As a student journalist, Leedy Green was experiencing firsthand what it was to be a member of one of the University’s first classes of women. Within this community, she found numerous role models — in her residence halls, courses and at the paper — who made her feel comfortable despite some pushback against women at the University.
“It felt like a moment of promise for women at the University,” Leedy Green said. “And there were a lot of women moving into student government, on the Honor Committee, on the [University] Judiciary Committee. So it really felt like we had a real fraternity of women who just were doing good things at the University.”
And although some men at the University expressed opposition to the admission of women, Leedy Green said she found at The Cavalier Daily a group of people who supported and respected her leadership, regardless of the fact that she was the first woman to hold the paper’s top leadership role.

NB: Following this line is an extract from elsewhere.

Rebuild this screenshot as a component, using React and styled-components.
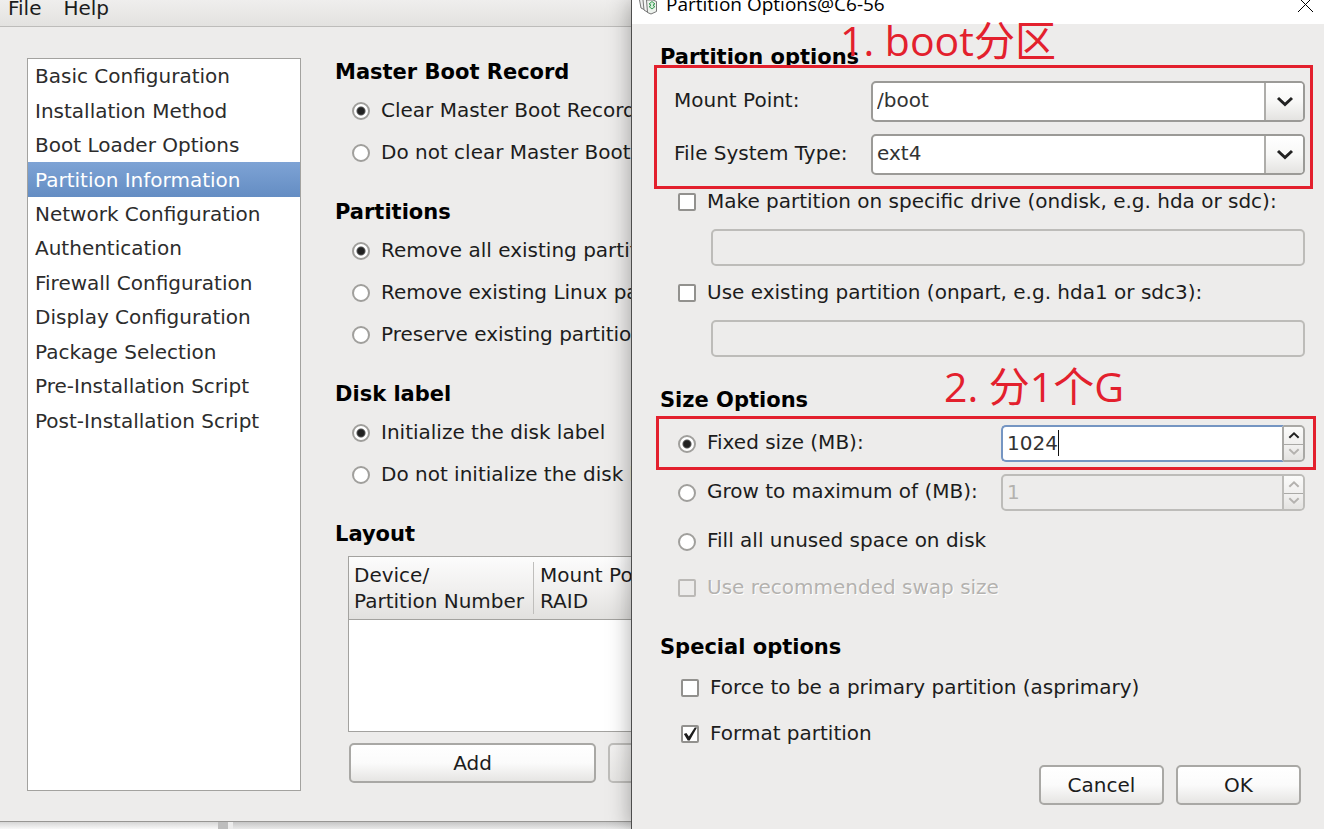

Following her time at the University, Leedy Green began a career as a daily news reporter for the Alexandria Gazette, in her hometown of Alexandria, Va. For her, The Cavalier Daily had provided something that the University had not — a journalism education.
“The Cavalier Daily was the way we learned how to be good journalists and how to master the basics that would enable us to move on and develop as journalists,” Leedy Green said. “I will be forever grateful for that. It was just an unbeatable experience.”
While reflecting on her term, Leedy Green revisited her parting shot piece, and those of other members of her team.
“What was consistent in all of those [parting shots] was how we talked about each other and how much we valued one another and how close we were,” Leedy Green said. “And I think that really is one of the major things that I take away from [The Cavalier Daily] to this day. My best friends of many years are mostly people I met through the [paper].”